Crítica de humor del Festival de Viña: Alex Ortiz: Soy del barrio, hermanito

Crítica de humor del Festival de Viña: Alex Ortiz: Soy del barrio, hermanito

Tuvo oficio y credibilidad, ocupando bien los tiempos para acelerar un chiste y, también, para poner la pausa y generar expectación. Su primera parte finalizó arriba, con el chiste del Tagadá playero –en otro recuerdo C3- y agradeció a su familia, que lo apoyaba en primera fila. Algo monotemático en la estructura de su espectáculo, pero, a la larga, con la ambición precisa para linkear con el público y echarse al bolsillo al Monstruo.


Subir al escenario el último día del festival de Viña suele ser una buena oportunidad. Por lo general, la tensión de los primeros días se desvanece y el público opera con una recepción mayor a los artistas. Todos asisten con ganas de pasarlo bien. Alex Ortiz, debutante en la Quinta Vergara, tomó esta opción con relativa tranquilidad. Hace dos días, confidenció en la previa, actuó para probar su rutina y chequear lo que más gustaba en la gente y desechar lo que no les movía ni un músculo.

Orgulloso de su origen popular –es de San Joaquín-, el también llamado flaite chileno confeccionó un show basado en el Chile previo a la democracia, en esos años de dictadura donde la precariedad –en todas sus variantes- estaba normalizada y aceptada con resignación por la mayoría. Partió desequilibrado y nervioso repitiendo algunos chistes que ya había utilizado en Olmué el año pasado. Dijo que era de barrio y que se veía rico. También que se había cambiado al barrio alto. “Ahora vivo en Independencia”. Punto en contra.
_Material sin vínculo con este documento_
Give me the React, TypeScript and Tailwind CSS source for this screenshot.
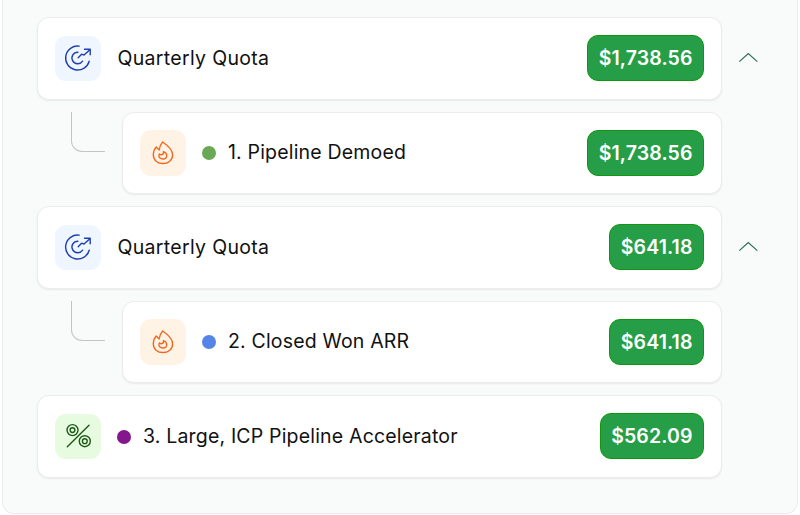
import { useState } from 'react'

interface Component {
  label: string
  amount: string
  dot: string
}

interface Quota {
  id: number
  amount: string
  child: Component
}

const quotas: Quota[] = [
  { id: 1, amount: '$1,738.56', child: { label: '1. Pipeline Demoed', amount: '$1,738.56', dot: 'bg-[#6aa856]' } },
  { id: 2, amount: '$641.18', child: { label: '2. Closed Won ARR', amount: '$641.18', dot: 'bg-[#5584e8]' } },
]

function TargetIcon() {
  return (
    <svg width="28" height="28" viewBox="0 0 28 28" fill="none" stroke="#1e40af" strokeWidth="1.4" strokeLinecap="round" strokeLinejoin="round">
      <path d="M15.2 2.1A12 12 0 1 0 25.2 17.2" />
      <path d="M13.9 8.2A5.8 5.8 0 1 0 18.6 17.2" />
      <path d="M14.2 13.8l3.4-3.6 2.4.9 5.6-5.2" />
      <path d="M20.5 5.3h5.7v5.5" />
    </svg>
  )
}

function FlameIcon() {
  return (
    <svg width="24" height="26" viewBox="0 0 24 26" fill="none" stroke="#f4651b" strokeWidth="1.35" strokeLinecap="round" strokeLinejoin="round">
      <path d="M11.6 2C15.8 4.8 21.6 9 21.6 14.9C21.6 20.1 17.3 23.5 11.9 23.5S2.3 20.1 2.3 14.8C2.3 11.8 3.4 9 5.3 7L8.1 10.1C8.6 7.2 9.6 4.2 11.6 2Z" />
      <path d="M12.4 11.6c2.1.6 3.3 2.1 3.3 3.8 0 2.1-1.7 3.6-3.9 3.6s-3.9-1.3-3.9-3.3c0-.7.2-1.3.6-1.8.7.7 1.6 1 2.4.8 1.2-.3 1.8-1.6 1.5-3.1z" />
    </svg>
  )
}

function PercentIcon() {
  return (
    <svg width="26" height="26" viewBox="0 0 26 26" fill="none" stroke="#1c5a16" strokeWidth="1.4" strokeLinecap="round">
      <path d="M2.3 23.8L24 2.2" />
      <circle cx="7.5" cy="7.1" r="5.5" />
      <circle cx="7.5" cy="7.1" r="2.4" />
      <circle cx="19.8" cy="18.2" r="5.5" />
      <circle cx="19.8" cy="18.2" r="2.4" />
    </svg>
  )
}

function Amount({ value }: { value: string }) {
  return (
    <span className="ml-auto flex h-[46px] items-center rounded-[11px] border border-[#12950f] bg-[#269e47] px-[10.5px] pt-px text-[19.5px] font-semibold tracking-[0.1px] text-white">
      {value}
    </span>
  )
}

const card = 'flex h-[82.5px] items-center rounded-xl border border-[#ececec] bg-white px-[17px] shadow-[0_1px_2px_rgba(0,0,0,0.07)]'
const tile = 'flex size-[45.5px] shrink-0 items-center justify-center rounded-[11px]'

function QuotaGroup({ quota }: { quota: Quota }) {
  const [open, setOpen] = useState(true)

  return (
    <>
      <div className="flex items-center">
        <div className={`${card} w-[685px]`}>
          <div className={`${tile} bg-[#eff6ff]`}>
            <TargetIcon />
          </div>
          <span className="ml-[17px] text-[19.5px] tracking-[0.32px] text-[#111]">Quarterly Quota</span>
          <Amount value={quota.amount} />
        </div>
        <button onClick={() => setOpen(!open)} className="ml-4" aria-label="Toggle">
          <svg width="20" height="12" viewBox="0 0 20 12" fill="none" stroke="#2b6f5b" strokeWidth="1.2" className={open ? '' : 'rotate-180'}>
            <path d="M1.3 9.6L10.3 1.6L19.3 9.6" />
          </svg>
        </button>
      </div>

      {open && (
        <div className="flex">
          <div className="ml-[34px] mr-[17px] h-10 w-[34px] rounded-bl-[11px] border-b border-l border-[#c4c4c4]" />
          <div className={`${card} w-[600px]`}>
            <div className={`${tile} bg-[#fff3e6]`}>
              <FlameIcon />
            </div>
            <span className={`ml-[16.5px] mt-px size-[14px] rounded-full ${quota.child.dot}`} />
            <span className="ml-3 text-[19.5px] tracking-[0.18px] text-[#111]">{quota.child.label}</span>
            <Amount value={quota.child.amount} />
          </div>
        </div>
      )}
    </>
  )
}

export default function App() {
  return (
    <div className="h-[515px] w-[800px] overflow-hidden bg-white px-0.5 font-['Inter',sans-serif]">
      <div className="flex h-[513.5px] flex-col gap-3 rounded-b-xl border border-t-0 border-[#e9eceb] bg-[#f9fbfa] pl-[34px] pt-[17px]">
        {quotas.map((quota) => (
          <QuotaGroup key={quota.id} quota={quota} />
        ))}

        <div className={`${card} w-[685px]`}>
          <div className={`${tile} bg-[#e7fbe1]`}>
            <PercentIcon />
          </div>
          <span className="ml-[16.5px] mt-px size-[14px] rounded-full bg-[#83178b]" />
          <span className="ml-3 text-[19.5px] tracking-[0.18px] text-[#111]">3. Large, ICP Pipeline Accelerator</span>
          <Amount value="$562.09" />
        </div>
      </div>
    </div>
  )
}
Esos deslices fueron prontamente subsanados. A medida que transcurría su actuación, fue adquiriendo confianza. Se la jugó con historias que para los jóvenes de 25 años hacia abajo pudieron ser inexplicables. Haciendo un flashback del oscurísimo país en los 80, se refirió a la fragilidad de los cuadernos Auca, al desaparecido ejercicio escolar de plantar un poroto en un vaso, a las canchas de tierra que copaban todos los sectores populares y a los diarios calientes que ponían los papás cuando un niño estaba congestionado.

El recuerdo de ese Chile en sepia fue internalizado correctamente por el público. Ortiz tiene el ingenio de los que conocen los rincones de la calle y recuerda sin resentimientos y hasta con cierto amor las características más tradicionales de la existencia C3.

Aunque, claro, también se dio sus gustitos. Tal como Luis Slimming cuando preguntó a Constanza Santa María sobre cuánto tiempo había pasado en abstinencia sexual, el comediante la tomó como ejemplo de las diferencias sociales. Afirmó que en su infancia, la periodista no plantaba porotos, sino que frijoles, que borraba en sus cuadernos con pan de masa madre y que tenía isapre, a diferencia de Chavito, que era de Fonasa. Santa María tuvo que reír por obligación más que por genuina diversión.

Tuvo oficio y credibilidad, ocupando bien los tiempos para acelerar un chiste y, también, para poner la pausa y generar expectación. Su primera parte finalizó arriba, con el chiste del Tagadá playero –en otro recuerdo C3- y agradeció a su familia, que lo apoyaba en primera fila. Algo monotemático en la estructura de su espectáculo, pero, a la larga, con la ambición precisa para linkear con el público y echarse al bolsillo al Monstruo.